My point was simply that the real causes of the changes in these numbers is more complicated than a single explanation.
Finally, I think it’s worth noting that if I was to have a discussion with a number of economists discussing the key metric for determining changes in either inequality or class mobility, median family income adjusted for family size is probably not going to be the central item.
The rather startling figures comparing changes in productivity to changes in median worker income and the widening gulf between median executive compensation and median worker compensation do plenty to highlight that for better or worse there is a growing gulf in this country.
No amount of cherry picking statistics will make that gulf disappear.
You’re comparing apples to oranges. If your point is that we are less egalitarian that we either were are should be, then we should be discussing Rawls, but we’re not.
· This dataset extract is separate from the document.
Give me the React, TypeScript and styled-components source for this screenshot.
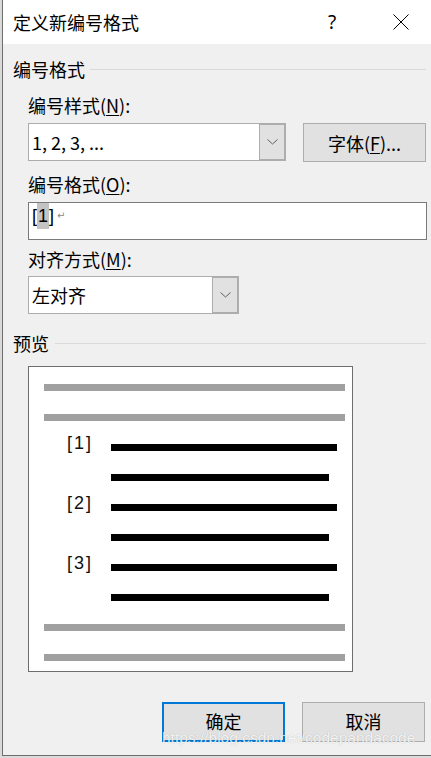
import React from 'react';
import styled, { createGlobalStyle } from 'styled-components';

const GlobalStyle = createGlobalStyle`
  html, body {
    margin: 0;
    padding: 0;
    background: #dadada;
  }
  * {
    box-sizing: border-box;
  }
`;

const Window = styled.div`
  position: relative;
  margin-left: 2px;
  width: 429px;
  height: 756px;
  display: flex;
  flex-direction: column;
  background: #f0f0f0;
  border-left: 1px solid #6e6e6e;
  border-bottom: 1px solid #6e6e6e;
  font-family: 'Noto Sans CJK SC', 'Noto Sans', sans-serif;
  font-size: 18px;
  color: #000;
`;

const TitleBar = styled.div`
  height: 44px;
  flex-shrink: 0;
  display: flex;
  align-items: center;
  background: #fff;
  padding-left: 10px;
`;

const Title = styled.div`
  flex: 1;
  line-height: 24px;
  font-size: 18px;
`;

const CaptionButton = styled.div<{ $gap?: number }>`
  width: 60px;
  height: 44px;
  display: flex;
  align-items: center;
  justify-content: center;
  margin-right: ${({ $gap }) => $gap ?? 0}px;
  font-size: 19px;
  font-family: 'Noto Sans', sans-serif;
`;

const Body = styled.div`
  flex: 1;
  display: flex;
  flex-direction: column;
  padding: 0 2px 0 10px;
`;

const GroupHeader = styled.div<{ $top: number; $lineGap: number }>`
  display: flex;
  align-items: center;
  height: 24px;
  margin-top: ${({ $top }) => $top}px;
  margin-right: 3px;
  line-height: 24px;

  &::after {
    content: '';
    flex: 1;
    height: 1px;
    margin-left: ${({ $lineGap }) => $lineGap}px;
    background: #d9d9d9;
  }
`;

const Indent = styled.div`
  display: flex;
  flex-direction: column;
  padding-left: 15px;
`;

const FieldLabel = styled.div<{ $top: number }>`
  margin-top: ${({ $top }) => $top}px;
  line-height: 24px;
  height: 24px;
`;

const Mnemonic = styled.span`
  text-decoration: underline;
  text-underline-offset: 2px;
`;

const Row = styled.div<{ $top: number }>`
  display: flex;
  align-items: flex-start;
  margin-top: ${({ $top }) => $top}px;
`;

const Combo = styled.div<{ $width: number; $top?: number }>`
  width: ${({ $width }) => $width}px;
  height: 38px;
  margin-top: ${({ $top }) => $top ?? 0}px;
  display: flex;
  background: #fff;
  border: 1px solid #adadad;
`;

const ComboValue = styled.div`
  flex: 1;
  display: flex;
  align-items: center;
  padding-left: 3px;
  font-size: 18px;
`;

const ComboArrow = styled.div`
  width: 26px;
  display: flex;
  align-items: center;
  justify-content: center;
  background: #e1e1e1;
  border-left: 1px solid #adadad;
  box-shadow: inset -1px -1px 0 #adadad, inset 0 1px 0 #adadad;
`;

const PushButton = styled.div<{ $focused?: boolean; $height?: number }>`
  width: 123px;
  height: ${({ $height }) => $height ?? 40}px;
  display: flex;
  align-items: center;
  justify-content: center;
  background: #e1e1e1;
  border: ${({ $focused }) => ($focused ? '2px solid #0078d7' : '1px solid #adadad')};
  font-size: 18px;
  line-height: 18px;
`;

const ButtonText = styled.span`
  margin-top: -3px;
`;

const FontButton = styled(PushButton)`
  margin-left: auto;
  margin-right: 3px;
`;

const TextBox = styled.div`
  margin-top: 6px;
  margin-right: 2px;
  height: 38px;
  background: #fff;
  border: 1px solid #7a7a7a;
  padding-left: 3px;
  display: flex;
  align-items: flex-start;
  font-family: 'Liberation Sans', Arial, sans-serif;
  font-size: 18px;
  line-height: 26px;
`;

const Selected = styled.span`
  background: #c3c3c3;
  padding: 0 1px;
`;

const ReturnMark = styled.span`
  margin-left: 3px;
  font-family: 'DejaVu Sans', sans-serif;
  font-size: 10px;
  color: #8a8a8a;
  line-height: 26px;
`;

const Preview = styled.div`
  margin-top: 11px;
  width: 325px;
  height: 306px;
  background: #fff;
  border: 1px solid #6d6d6d;
  padding: 17px 7px 10px 15px;
  display: flex;
  flex-direction: column;
  gap: 23px;
`;

const Bar = styled.div<{ $dark?: boolean; $width: number }>`
  height: 7px;
  width: ${({ $width }) => $width}px;
  background: ${({ $dark }) => ($dark ? '#000' : '#a0a0a0')};
`;

const ListRow = styled.div`
  display: flex;
  align-items: flex-start;
  height: 7px;
`;

const ListNumber = styled.div`
  width: 67px;
  padding-left: 23px;
  margin-top: -11px;
  height: 20px;
  line-height: 20px;
  font-family: 'Liberation Sans', Arial, sans-serif;
  font-size: 18px;
  letter-spacing: 2px;
  color: #111;
`;

const Footer = styled.div`
  display: flex;
  justify-content: flex-end;
  gap: 17px;
  margin-top: 30px;
  padding-right: 4px;
`;

const Watermark = styled.div`
  position: absolute;
  left: 159px;
  top: 732px;
  font-family: 'Liberation Sans', Arial, sans-serif;
  font-size: 15.5px;
  line-height: 12px;
  color: rgba(255, 255, 255, 0.85);
  text-shadow: 0 0 1px rgba(0, 0, 0, 0.25);
  white-space: nowrap;
  pointer-events: none;
`;

const Chevron = () => (
  <svg width="11" height="6" viewBox="0 0 11 6">
    <polyline points="0.5,0.5 5.5,5 10.5,0.5" fill="none" stroke="#606060" strokeWidth="1" />
  </svg>
);

const CloseIcon = () => (
  <svg width="16" height="16" viewBox="0 0 16 16">
    <line x1="0.5" y1="0.5" x2="15.5" y2="15.5" stroke="#000" strokeWidth="1" />
    <line x1="15.5" y1="0.5" x2="0.5" y2="15.5" stroke="#000" strokeWidth="1" />
  </svg>
);

const listItems = ['[1]', '[2]', '[3]'];

const App: React.FC = () => {
  return (
    <>
      <GlobalStyle />
      <Window>
        <TitleBar>
          <Title>定义新编号格式</Title>
          <CaptionButton $gap={9}>?</CaptionButton>
          <CaptionButton>
            <CloseIcon />
          </CaptionButton>
        </TitleBar>

        <Body>
          <GroupHeader $top={13} $lineGap={5}>编号格式</GroupHeader>
          <Indent>
            <FieldLabel $top={12}>
              编号样式(<Mnemonic>N</Mnemonic>):
            </FieldLabel>
            <Row $top={6}>
              <Combo $width={258}>
                <ComboValue>1, 2, 3, ...</ComboValue>
                <ComboArrow>
                  <Chevron />
                </ComboArrow>
              </Combo>
              <FontButton $height={39}>
                字体(<Mnemonic>F</Mnemonic>)...
              </FontButton>
            </Row>

            <FieldLabel $top={10}>
              编号格式(<Mnemonic>O</Mnemonic>):
            </FieldLabel>
            <TextBox>
              [<Selected>1</Selected>]<ReturnMark>↵</ReturnMark>
            </TextBox>

            <FieldLabel $top={7}>
              对齐方式(<Mnemonic>M</Mnemonic>):
            </FieldLabel>
            <Combo $width={211} $top={5}>
              <ComboValue>左对齐</ComboValue>
              <ComboArrow>
                <Chevron />
              </ComboArrow>
            </Combo>
          </Indent>

          <GroupHeader $top={17} $lineGap={6}>预览</GroupHeader>
          <Indent>
            <Preview>
              <Bar $width={301} />
              <Bar $width={301} />
              {listItems.map((label) => (
                <React.Fragment key={label}>
                  <ListRow>
                    <ListNumber>{label}</ListNumber>
                    <Bar $dark $width={226} />
                  </ListRow>
                  <ListRow>
                    <ListNumber />
                    <Bar $dark $width={218} />
                  </ListRow>
                </React.Fragment>
              ))}
              <Bar $width={301} />
              <Bar $width={301} />
            </Preview>
          </Indent>

          <Footer>
            <PushButton $focused>
              <ButtonText>确定</ButtonText>
            </PushButton>
            <PushButton>
              <ButtonText>取消</ButtonText>
            </PushButton>
          </Footer>
        </Body>

        <Watermark>https://blog.csdn.net/codepandacode</Watermark>
      </Window>
    </>
  );
};

export default App;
We’re discussing the relative wealth of the median ideal over time – which, by most measures, is better off in absolute terms.
My opening sentence anticipated your thoughts it seems.
Enjoy your cherry picking. I don’t even know why I bother coming over here any more.
It seems to me that “cherry picking” is a pretty useful tool which you’re equally prone to use inasmuch as you tend to focus only on those things that support your cause. There is no denying, however, that your point was not about the releative wealth and income of the lower and middle classes over time but about the “gulf” in income between the wealthy and everyone else. So I suggest you’re as guilty as me in yur seletivity. Pot, kettle, black!
Hey Matt-
Just talk to him the same way he talks to you. It really pisses him off, trust me.